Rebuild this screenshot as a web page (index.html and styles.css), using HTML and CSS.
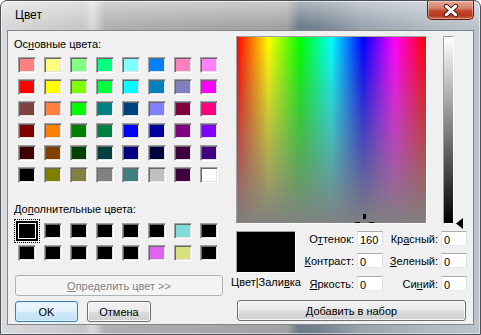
FILE: index.html
```html
<!DOCTYPE html>
<html lang="ru">
<head>
    <meta charset="UTF-8">
    <title>Цвет</title>
    <link rel="stylesheet" href="styles.css">
</head>
<body>
<div class="window">
    <div class="titlebar">
        <span class="title">Цвет</span>
        <button class="close-btn" title="Закрыть">
            <svg viewBox="0 0 47 19" width="47" height="19">
                <path d="M19 5l10 9M29 5l-10 9" stroke="#3a1510" stroke-width="5" stroke-linecap="round"/>
                <path d="M19 5l10 9M29 5l-10 9" stroke="#fff" stroke-width="3" stroke-linecap="round"/>
            </svg>
        </button>
    </div>
    <div class="client">
        <div class="left">
            <div class="label first">Ос<u>н</u>овные цвета:</div>
            <div class="swatches">
                <span class="swatch" style="background:#ff8080"></span>
                <span class="swatch" style="background:#ffff80"></span>
                <span class="swatch" style="background:#80ff80"></span>
                <span class="swatch" style="background:#00ff80"></span>
                <span class="swatch" style="background:#80ffff"></span>
                <span class="swatch" style="background:#0080ff"></span>
                <span class="swatch" style="background:#ff80c0"></span>
                <span class="swatch" style="background:#ff80ff"></span>

                <span class="swatch" style="background:#ff0000"></span>
                <span class="swatch" style="background:#ffff00"></span>
                <span class="swatch" style="background:#80ff00"></span>
                <span class="swatch" style="background:#00ff40"></span>
                <span class="swatch" style="background:#00ffff"></span>
                <span class="swatch" style="background:#0080c0"></span>
                <span class="swatch" style="background:#8080c0"></span>
                <span class="swatch" style="background:#ff00ff"></span>

                <span class="swatch" style="background:#804040"></span>
                <span class="swatch" style="background:#ff8040"></span>
                <span class="swatch" style="background:#00ff00"></span>
                <span class="swatch" style="background:#008080"></span>
                <span class="swatch" style="background:#004080"></span>
                <span class="swatch" style="background:#8080ff"></span>
                <span class="swatch" style="background:#800040"></span>
                <span class="swatch" style="background:#ff0080"></span>

                <span class="swatch" style="background:#800000"></span>
                <span class="swatch" style="background:#ff8000"></span>
                <span class="swatch" style="background:#008000"></span>
                <span class="swatch" style="background:#008040"></span>
                <span class="swatch" style="background:#0000ff"></span>
                <span class="swatch" style="background:#0000a0"></span>
                <span class="swatch" style="background:#800080"></span>
                <span class="swatch" style="background:#8000ff"></span>

                <span class="swatch" style="background:#400000"></span>
                <span class="swatch" style="background:#804000"></span>
                <span class="swatch" style="background:#004000"></span>
                <span class="swatch" style="background:#004040"></span>
                <span class="swatch" style="background:#000080"></span>
                <span class="swatch" style="background:#000040"></span>
                <span class="swatch" style="background:#400040"></span>
                <span class="swatch" style="background:#400080"></span>

                <span class="swatch" style="background:#000000"></span>
                <span class="swatch" style="background:#808000"></span>
                <span class="swatch" style="background:#808040"></span>
                <span class="swatch" style="background:#808080"></span>
                <span class="swatch" style="background:#408080"></span>
                <span class="swatch" style="background:#c0c0c0"></span>
                <span class="swatch" style="background:#400040"></span>
                <span class="swatch" style="background:#ffffff"></span>
            </div>

            <div class="label second">До<u>п</u>олнительные цвета:</div>
            <div class="swatches custom">
                <span class="swatch selected" style="background:#000"></span>
                <span class="swatch" style="background:#000"></span>
                <span class="swatch" style="background:#000"></span>
                <span class="swatch" style="background:#000"></span>
                <span class="swatch" style="background:#000"></span>
                <span class="swatch" style="background:#000"></span>
                <span class="swatch" style="background:#80dcd4"></span>
                <span class="swatch" style="background:#000"></span>

                <span class="swatch" style="background:#000"></span>
                <span class="swatch" style="background:#000"></span>
                <span class="swatch" style="background:#000"></span>
                <span class="swatch" style="background:#000"></span>
                <span class="swatch" style="background:#000"></span>
                <span class="swatch" style="background:#e064f0"></span>
                <span class="swatch" style="background:#d8e07a"></span>
                <span class="swatch" style="background:#000"></span>
            </div>

            <button class="btn define-btn" disabled><u>О</u>пределить цвет &gt;&gt;</button>
            <div class="actions">
                <button class="btn ok-btn">OK</button>
                <button class="btn cancel-btn">Отмена</button>
            </div>
        </div>

        <div class="right">
            <div class="picker">
                <div class="spectrum">
                    <svg class="cross" viewBox="0 0 19 12" width="19" height="12">
                        <rect x="8" y="0" width="3" height="5" fill="#000"/>
                        <rect x="0" y="8" width="5" height="3" fill="#000"/>
                        <rect x="14" y="8" width="5" height="3" fill="#000"/>
                    </svg>
                </div>
                <div class="lum"></div>
                <svg class="lum-arrow" viewBox="0 0 7 11" width="7" height="11">
                    <polygon points="0,5.5 7,0 7,11" fill="#000"/>
                </svg>
            </div>

            <div class="info">
                <div class="preview"></div>
                <div class="preview-label"><span>Цвет|Зали<u>в</u>ка</span></div>

                <label class="field-label r1 c1">О<u>т</u>тенок:</label>
                <input class="field r1 c1" type="text" value="160">
                <label class="field-label r2 c1"><u>К</u>онтраст:</label>
                <input class="field r2 c1" type="text" value="0">
                <label class="field-label r3 c1"><u>Я</u>ркость:</label>
                <input class="field r3 c1" type="text" value="0">

                <label class="field-label r1 c2">Кр<u>а</u>сный:</label>
                <input class="field r1 c2" type="text" value="0">
                <label class="field-label r2 c2"><u>З</u>еленый:</label>
                <input class="field r2 c2" type="text" value="0">
                <label class="field-label r3 c2">Си<u>н</u>ий:</label>
                <input class="field r3 c2" type="text" value="0">
            </div>

            <button class="btn add-btn"><u>Д</u>обавить в набор</button>
        </div>
    </div>
</div>
</body>
</html>
```

FILE: styles.css
```css
:root {
    --dlg-bg: #f0f0f0;
    --sunken-dark: #a0a0a0;
    --sunken-light: #fff;
    --btn-border: #707070;
    --btn-default: #3c7fb1;
    --disabled: #838383;
}
body {
    margin: 0;
    font-family: "Liberation Sans", Arial, sans-serif;
    font-size: 11px;
    color: #000;
    background: #fff;
}
u {
    text-decoration-thickness: 1px;
    text-underline-offset: 1px;
}

/* window frame */
.window {
    width: 481px;
    height: 335px;
    box-sizing: border-box;
    border: 1px solid #4b5159;
    border-radius: 7px 7px 0 0;
    padding: 0 6px 9px 6px;
    display: flex;
    flex-direction: column;
    background:
        linear-gradient(to bottom, rgba(255,255,255,0.45), rgba(255,255,255,0) 26px),
        linear-gradient(90deg, #d9d9d9 0, #c6c6c6 82px, #d8d8d8 92px, #b0b0b0 104px, #a7a7a7 200px, #a2a2a2 286px, #6d7b8b 298px, #75838f 318px, #98a3ae 360px, #b2bac3 430px, #bcc3cb 481px);
    box-shadow: inset 0 0 0 1px rgba(255,255,255,0.55);
}
.titlebar {
    height: 29px;
    display: flex;
    align-items: flex-start;
}
.title {
    font-size: 12px;
    align-self: center;
    margin-left: 8px;
    margin-top: -1px;
}
.close-btn {
    margin-left: auto;
    width: 47px;
    height: 19px;
    padding: 0;
    border: 1px solid #5b1f16;
    border-top: none;
    border-radius: 0 0 5px 5px;
    background: linear-gradient(to bottom, #e6a798 0, #d6806c 40%, #c2472b 55%, #b8391d 80%, #d0694a 100%);
    box-shadow: inset 0 0 0 1px rgba(255,255,255,0.35);
    display: flex;
}
.close-btn svg {
    display: block;
}

/* client area */
.client {
    flex: 1;
    border: 1px solid #7c8792;
    background: var(--dlg-bg);
    display: grid;
    grid-template-columns: 228px 1fr;
}
.label {
    line-height: 13px;
    margin-left: 6px;
}
.label.first { margin-top: 7px; }
.label.second { margin-top: 20px; }

.swatches {
    display: grid;
    grid-template-columns: repeat(8, 18px);
    grid-auto-rows: 16px;
    gap: 6px 8px;
    margin: 6px 0 0 10px;
}
.swatches.custom { margin-top: 7px; }
.swatch {
    box-sizing: border-box;
    border: 1px solid;
    border-color: var(--sunken-dark) var(--sunken-light) var(--sunken-light) var(--sunken-dark);
    box-shadow: inset 1px 1px 0 #696969, inset -1px -1px 0 #e3e3e3;
}
.swatch.selected {
    border-color: #fff;
    box-shadow: 0 0 0 2px #000, inset 0 0 0 1px #000;
    outline: 1px dotted #000;
    outline-offset: 3px;
}

/* buttons */
.btn {
    font-family: inherit;
    font-size: 11px;
    color: #000;
    height: 21px;
    padding: 0;
    border: 1px solid var(--btn-border);
    border-radius: 3px;
    background: linear-gradient(to bottom, #f2f2f2 0, #ebebeb 50%, #dddddd 50%, #cfcfcf 100%);
    box-shadow: inset 0 0 0 1px rgba(255,255,255,0.8);
}
.btn:disabled {
    color: var(--disabled);
    border-color: #adb2b5;
    background: #f4f4f4;
    box-shadow: none;
}
.define-btn {
    display: block;
    width: 208px;
    margin: 14px 0 0 7px;
}
.actions {
    display: flex;
    gap: 9px;
    margin: 5px 0 0 7px;
}
.ok-btn {
    width: 63px;
    border-color: var(--btn-default);
    background: linear-gradient(to bottom, #eef7fd 0, #e2f1fb 50%, #cfe8f7 50%, #c0e0f3 100%);
    box-shadow: inset 0 0 0 1px rgba(215,240,252,0.9);
}
.cancel-btn { width: 64px; }

/* right side */
.picker {
    display: flex;
    gap: 16px;
    margin-top: 5px;
    height: 188px;
    position: relative;
}
.spectrum {
    width: 191px;
    height: 188px;
    box-sizing: border-box;
    border: 1px solid;
    border-color: var(--sunken-dark) var(--sunken-light) var(--sunken-light) var(--sunken-dark);
    position: relative;
    overflow: hidden;
    background:
        linear-gradient(to bottom, rgba(128,128,128,0) 0, rgba(128,128,128,1) 100%),
        linear-gradient(90deg, #ff0000 0, #ffff00 16.7%, #00ff00 33.3%, #00ffff 50%, #0000ff 66.7%, #ff00ff 83.3%, #ff0000 100%);
}
.cross {
    position: absolute;
    left: 118px;
    top: 177px;
    display: block;
}
.lum {
    width: 11px;
    height: 188px;
    box-sizing: border-box;
    border: 1px solid;
    border-color: var(--sunken-dark) var(--sunken-light) var(--sunken-light) var(--sunken-dark);
    background: linear-gradient(to bottom, #fff 0, #000 100%);
}
.lum-arrow {
    position: absolute;
    left: 220px;
    top: 182px;
    display: block;
}

.info {
    display: grid;
    grid-template-columns: 60px 61px 26px 58px 26px;
    grid-template-rows: 22px 23px 15px;
    margin-top: 7px;
}
.preview {
    grid-column: 1;
    grid-row: 1 / 3;
    height: 42px;
    box-sizing: border-box;
    border: 1px solid;
    border-color: var(--sunken-dark) var(--sunken-light) var(--sunken-light) var(--sunken-dark);
    background: #000;
}
.preview-label {
    grid-column: 1;
    grid-row: 3;
    display: flex;
    justify-content: center;
    white-space: nowrap;
    line-height: 13px;
    margin-top: 0;
}
.field-label {
    line-height: 13px;
    padding: 2px 3px 0 0;
    text-align: right;
    white-space: nowrap;
}
.field {
    width: 26px;
    height: 15px;
    box-sizing: border-box;
    margin: 0;
    padding: 2px 0 0 2px;
    font-family: inherit;
    font-size: 11px;
    color: #000;
    border: 1px solid;
    border-color: #abadb3 #dbdfe6 #e3e9ef #e2e3ea;
    background: #fff;
    outline: none;
}
.r1 { grid-row: 1; }
.r2 { grid-row: 2; }
.r3 { grid-row: 3; }
.field-label.c1 { grid-column: 2; }
.field.c1 { grid-column: 3; }
.field-label.c2 { grid-column: 4; }
.field.c2 { grid-column: 5; }

.add-btn {
    display: block;
    width: 229px;
    margin: 9px 0 0 1px;
}
```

• [OBJECTIVE]
How many of the lines above hold the word "index"? Give only that number.

• [TASK SOLUTION]
2